Seasons
- 19681970

= 1969 New Zealand rugby league season =

The 1969 New Zealand rugby league season was the 62nd season of rugby league that had been played in New Zealand.

==International competitions==

New Zealand drew 1-all with Australia. New Zealand included Don Ladner, Phillip Orchard, Roy Christian, Brian Clark, Mocky Brereton, Gary Woollard, Graeme Cooksley, Oscar Danielson, captain Colin O'Neil, Doug Gailey, Bill Deacon, Bill Noonan and Tony Kriletich.

Australia defeated a North Island colts side 17-13 before defeating the South Island 24–15 at the Show Grounds. The South Island included Bill Johnsen, Bob Irvine, Gary Clarke and Angus Thompson.

Australia then defeated Wellington 48-7 before beaten by Auckland 14–15 at Carlaw Park. During the game referee Earle Pilcher collided with Kangaroo Col Weiss and was knocked out, also suffering a broken neck. This occurred as Auckland were racing away to score a would be try, only to have no one able to award it. Auckland team: John Young; John Sparnon, Roy Christian, Paul Schultz, Mike McClennan; Gary Woollard, Eric Carson; Doug Gailey, Bill Burgoyne, Victor Yates (replaced by Tony Kriletich), Eddie Moore, Ernie Wiggs, Ray Sinel.

In a special fixture to mark the New Zealand Rugby League's diamond jubilee, a match was played between Auckland and New Zealand at Carlaw Park in front of 12,000 fans. Ernie Asher was present at the match and carried out the ceremonial kick-off. Auckland included Australians John Raper, Phil Hawthorne and Dick Thornett as guest players.

The Colin O'Neil won the New Zealand Rugby League's player of the year award.

New Zealand Universities Rugby League team also toured Australia where they played 3 tests against the Australian Universities team.

==National competitions==

===Rugby League Cup===
West Coast held the Rugby League Cup at the end of the season, after defeating Canterbury 23–19 at the Show Grounds to win the trophy and then defending it 14–2 in Greymouth. During the year the Northern Union Cup was renamed the Rugby League Cup.

===Inter-zone competition===
Southern Zone defeated Northern Zone 13–12. The Southern Zone included Graeme Cooksley and Rodney Walker.

===Inter-district competition===
Auckland won the Rothmans trophy, defeating Canterbury 48–16 in the final at Carlaw Park.

Auckland included Len Morgan, Bland Liles, Henry Tatana, Bob Mincham, captain Roger Bailey, Ernie Wiggs, Paul Schultz, Mike McClennan, Eric Carson, Len Morgan and Oscar Danielson.

Canterbury included Brian Langton, Bill Noonan, Rodney Walker and Graeme Cooksley.

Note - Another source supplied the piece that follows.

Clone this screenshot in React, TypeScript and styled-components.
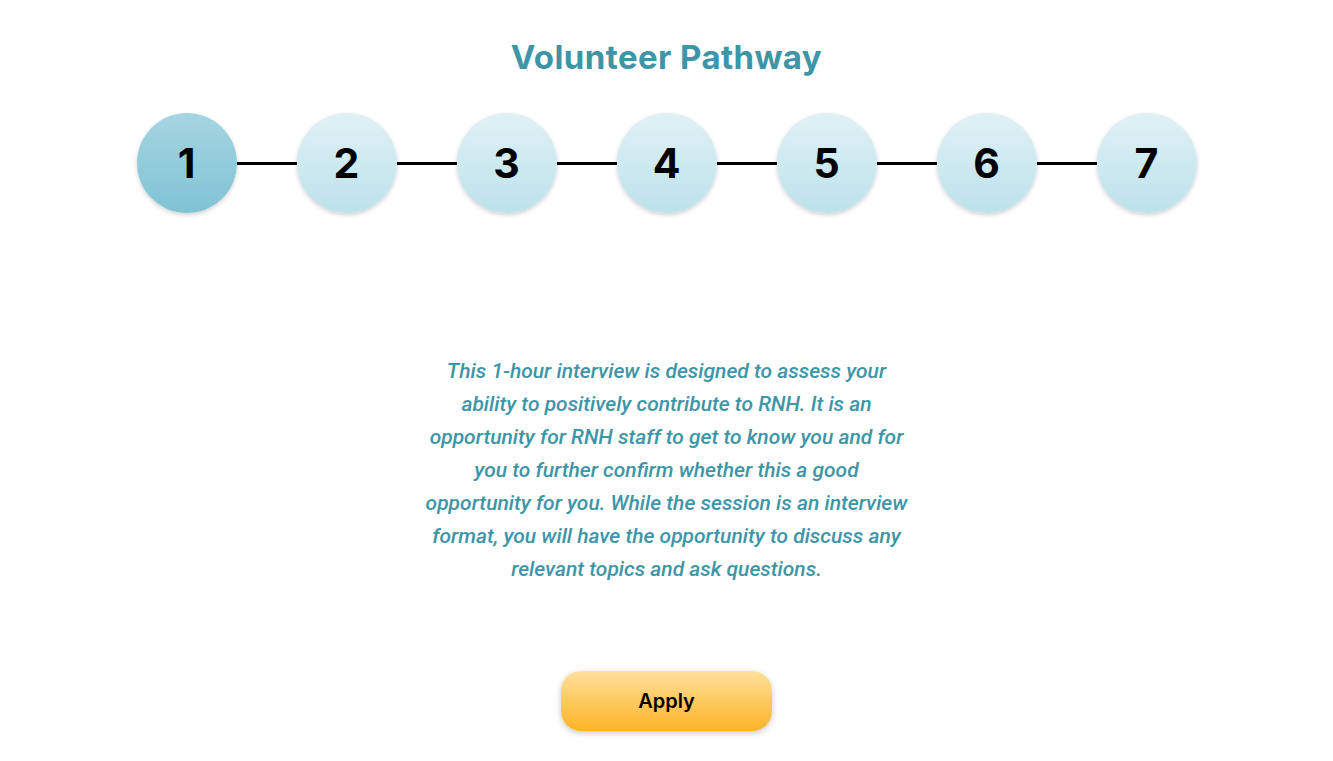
import React from "react";
import styled, { createGlobalStyle } from "styled-components";

const Global = createGlobalStyle`
  html, body { margin: 0; padding: 0; background: #ffffff; }
  body { font-family: "Inter", "Liberation Sans", sans-serif; }
`;

const Page = styled.main`
  display: flex;
  flex-direction: column;
  align-items: center;
  width: 1333px;
  min-height: 761px;
`;

const Title = styled.h1`
  margin: 36px 0 0;
  font-family: "Inter", sans-serif;
  font-weight: 700;
  font-size: 33px;
  line-height: 42px;
  color: #3e95a7;
  letter-spacing: 0.4px;
`;

const Stepper = styled.ol`
  display: flex;
  align-items: center;
  list-style: none;
  margin: 35px 0 0;
  padding: 0;
`;

const Step = styled.li<{ $active?: boolean }>`
  width: 100px;
  height: 100px;
  border-radius: 50%;
  display: flex;
  align-items: center;
  justify-content: center;
  font-family: "Inter", sans-serif;
  font-weight: 700;
  font-size: 41px;
  color: #000;
  background: ${(p) =>
    p.$active
      ? "linear-gradient(180deg, #a6d5e1 0%, #7fc3d4 100%)"
      : "linear-gradient(180deg, #e0f1f6 0%, #bce2eb 100%)"};
  box-shadow: 0 2px 4px rgba(0, 0, 0, 0.18);
  flex-shrink: 0;
`;

const Connector = styled.li`
  width: 60px;
  height: 3px;
  background: #000;
  flex-shrink: 0;
`;

const Description = styled.p`
  margin: 142px 0 0;
  width: 492px;
  text-align: center;
  font-family: "Roboto", sans-serif;
  font-style: italic;
  font-weight: 500;
  font-size: 21px;
  line-height: 33px;
  color: #3e95a7;
`;

const ApplyButton = styled.button`
  margin-top: 85px;
  width: 211px;
  height: 60px;
  border: none;
  border-radius: 20px;
  background: linear-gradient(180deg, #ffe09c 0%, #fdb424 100%);
  box-shadow: 0 2px 6px rgba(0, 0, 0, 0.22);
  font-family: "Inter", sans-serif;
  font-weight: 600;
  font-size: 20px;
  color: #000;
  cursor: pointer;
`;

const steps = [1, 2, 3, 4, 5, 6, 7];

export default function App() {
  return (
    <>
      <Global />
      <Page>
        <Title>Volunteer Pathway</Title>
        <Stepper>
          {steps.map((n, i) => (
            <React.Fragment key={n}>
              {i > 0 && <Connector />}
              <Step $active={n === 1}>{n}</Step>
            </React.Fragment>
          ))}
        </Stepper>
        <Description>
          This 1-hour interview is designed to assess your ability to positively
          contribute to RNH. It is an opportunity for RNH staff to get to know
          you and for you to further confirm whether this a good opportunity for
          you. While the session is an interview format, you will have the
          opportunity to discuss any relevant topics and ask questions.
        </Description>
        <ApplyButton>Apply</ApplyButton>
      </Page>
    </>
  );
}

Colin O'Neil played for Wellington.

The West Coast included Don Ladner, Bill Johnsen and John Hibbs.

==Club competitions==

===Auckland===

Mount Albert won the Auckland Rugby League's Fox Memorial Trophy and Stormont Shield. They defeated Marist 20–0 in the Fox Memorial grand final. Otahuhu won the Rukutai Shield and Kiwi Shield, the first time this Shield was contested. Richmond won the Roope Rooster while City Newton won the Sharman Cup and Mangere East won the Norton Cup.

Gary Woollard, from Mount Albert, won the Lipscombe Cup, Eric Carson, from Glenora, won the Rothville Trophy and Ernie Wiggs, from Otahuhu, again won the Painter Rosebowl Trophy.

===Wellington===
Randwick won the Wellington Rugby League's Appleton Shield.

===Canterbury===
Hornby won the Canterbury Rugby League's Pat Smith Challenge Trophy, defeating Marist-Western Suburbs 10–9 in the Grand Final. Marist-Western Suburbs won the Massetti Cup while Linwood won the Gore Cup.

Eddie Brown (Addington), Robert Lanauze (Addington) and Robin Moffat (Hornby) shared the A.G.Bailey Challenge Cup as leading try scorers while John Rosanowski (Linwood) won the Turner and Le Brun Cup as leading goalscorer.

===Other Competitions===
Runanga	and Hornby drew 0-all, which meant the West Coast Rugby League retained the Thacker Shield.